The current science around sustainability or sustainability science model requires a fundamental revamp to keep up with the pace and intricacy of climate challenges, argued a high-level Global Commission on Science Missions for Sustainability (GCSMS).
GCSMS was established in 2021 by the International Science Council (ISC), a non-profit.
Existing science design, funding and practice fail to address complex global issues, the committee said in a report launched at the UN’s High-Level Political Forum on July 17, 2023.
The commission recommended establishing an ambitious $1 billion per year mission science network of Regional Sustainability Hubs across the world to rectify the issue.
These hubs would address context-specific and complex issues — from climate change and malnutrition to water security and clean energy — through a systematic engagement process, GCSMS recommended in the report Flipping the Science Model: A Roadmap to Science Missions for Sustainability.
The hub would deal with myriad challenges from problem definition to implementation by engaging key stakeholders of the regions, particularly those in the Global South.
Though this sort of initiative costs not even one per cent of the global annual research and development budget, it would significantly accelerate the progress towards the implementation of the 2030 Agenda on sustainable development.
“Sustainability is no longer an aspiration; it has become an imperative,” said Ambassador Csaba Korosi, president of the UN General Assembly.
To seek integrated and sustainable solutions, policy and political decisions at the United Nations must be supported by science-based evidence, Korosi added.
Many recent reports have pitched that world is way off track from meeting the UN-mandated sustainable development goals (SDG).
Almost halfway to meeting the 2030 deadline, countries remain far from achieving poverty eradication goals, according to the latest UN SDG progress report. Nearly 1.1 billion of the 6.1 billion people across 110 countries are poor, noted the UNDP’s latest multi-dimensional poverty estimates.
Moreover, global hunger is back to 2005 levels and nearly 600 million people will remain mired in extreme poverty by 2030, UN Secretary-General Antonio Guterres warned on July 17 2023.
To address these challenges, the commission called for a ‘mission science’ approach that can bring together the fragmented, compartmentalised scientific knowledge that often fails to connect with society’s most immediate needs.
Just as the global community has used big science approaches to build infrastructure like CERN and the Square Kilometer Array, a similar mindset should be applied, particularly in the Global South, to address sustainable development challenges, said Commission co-chair Irina Bokova, former director-General of UNESCO.
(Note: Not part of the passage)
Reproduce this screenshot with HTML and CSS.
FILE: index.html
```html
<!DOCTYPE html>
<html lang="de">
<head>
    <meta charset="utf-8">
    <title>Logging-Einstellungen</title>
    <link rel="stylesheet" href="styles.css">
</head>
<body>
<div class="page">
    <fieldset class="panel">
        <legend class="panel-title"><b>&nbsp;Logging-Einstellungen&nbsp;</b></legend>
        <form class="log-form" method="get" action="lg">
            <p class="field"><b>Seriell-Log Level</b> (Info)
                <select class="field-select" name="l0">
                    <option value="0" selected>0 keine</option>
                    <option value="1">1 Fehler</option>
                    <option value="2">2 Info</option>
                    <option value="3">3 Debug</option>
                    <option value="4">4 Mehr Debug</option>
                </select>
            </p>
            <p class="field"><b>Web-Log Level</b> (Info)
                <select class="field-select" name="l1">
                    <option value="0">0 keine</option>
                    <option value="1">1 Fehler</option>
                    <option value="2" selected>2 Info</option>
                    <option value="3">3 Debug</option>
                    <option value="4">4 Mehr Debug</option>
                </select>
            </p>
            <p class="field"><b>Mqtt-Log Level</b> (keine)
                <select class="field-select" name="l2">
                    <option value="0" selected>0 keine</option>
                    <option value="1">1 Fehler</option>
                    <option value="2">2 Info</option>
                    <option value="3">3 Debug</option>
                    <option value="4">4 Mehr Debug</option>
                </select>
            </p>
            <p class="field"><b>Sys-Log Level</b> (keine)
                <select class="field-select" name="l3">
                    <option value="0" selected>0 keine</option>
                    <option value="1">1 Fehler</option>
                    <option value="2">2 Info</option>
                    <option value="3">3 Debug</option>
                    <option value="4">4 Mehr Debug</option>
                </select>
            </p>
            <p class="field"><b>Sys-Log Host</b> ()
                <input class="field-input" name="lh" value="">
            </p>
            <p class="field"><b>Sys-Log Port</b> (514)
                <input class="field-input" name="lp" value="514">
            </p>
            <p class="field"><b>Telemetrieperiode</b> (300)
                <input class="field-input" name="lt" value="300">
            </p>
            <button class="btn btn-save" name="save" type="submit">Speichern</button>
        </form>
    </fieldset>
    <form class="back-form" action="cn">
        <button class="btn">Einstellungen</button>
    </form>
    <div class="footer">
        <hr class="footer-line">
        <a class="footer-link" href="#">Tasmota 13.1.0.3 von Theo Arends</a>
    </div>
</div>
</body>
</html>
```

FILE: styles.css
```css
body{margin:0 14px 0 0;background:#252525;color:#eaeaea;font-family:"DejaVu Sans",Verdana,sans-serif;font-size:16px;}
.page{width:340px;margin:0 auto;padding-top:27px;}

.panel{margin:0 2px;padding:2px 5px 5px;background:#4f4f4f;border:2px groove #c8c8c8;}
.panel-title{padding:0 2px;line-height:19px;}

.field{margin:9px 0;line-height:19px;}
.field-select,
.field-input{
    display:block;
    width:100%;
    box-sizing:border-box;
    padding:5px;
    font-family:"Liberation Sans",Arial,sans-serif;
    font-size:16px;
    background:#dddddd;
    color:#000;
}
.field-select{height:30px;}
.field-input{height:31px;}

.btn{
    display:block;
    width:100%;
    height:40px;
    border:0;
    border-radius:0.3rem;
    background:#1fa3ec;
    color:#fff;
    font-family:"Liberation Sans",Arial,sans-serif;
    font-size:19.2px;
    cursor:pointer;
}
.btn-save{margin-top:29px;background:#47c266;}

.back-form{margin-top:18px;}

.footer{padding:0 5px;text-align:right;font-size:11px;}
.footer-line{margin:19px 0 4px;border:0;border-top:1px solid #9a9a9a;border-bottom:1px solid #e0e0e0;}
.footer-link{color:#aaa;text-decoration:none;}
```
“Unless funders accept the need to transform their funding instruments to promote transdisciplinary stakeholder-engaged research, science will continue to be under-exploited in addressing the challenges of the 2030 Agenda,” Bokova added.
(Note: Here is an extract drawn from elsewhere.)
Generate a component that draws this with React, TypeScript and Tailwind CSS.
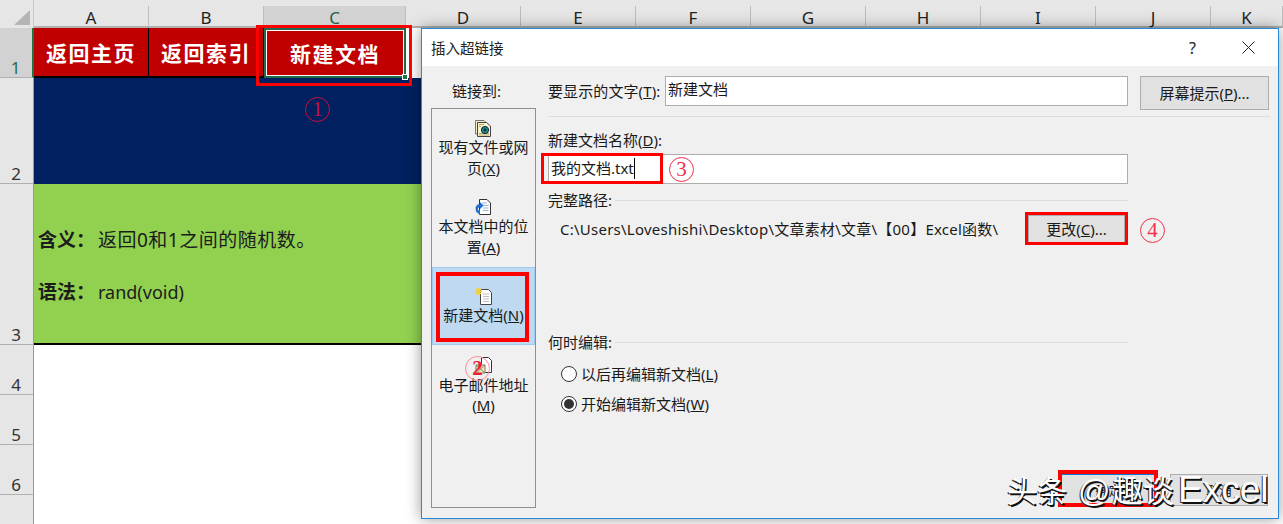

Actionable scientific knowledge can be generated only through frank dialogues between scientists and funders based on trust, said Peter Gluckman, president of ISC.
“The same applies to the interaction of scientists with policy-makers on the one hand and with local and indigenous communities on the other, as both sides are exposed to the need to find solutions to complex sustainability challenges at multiple scales,” Gluckman added.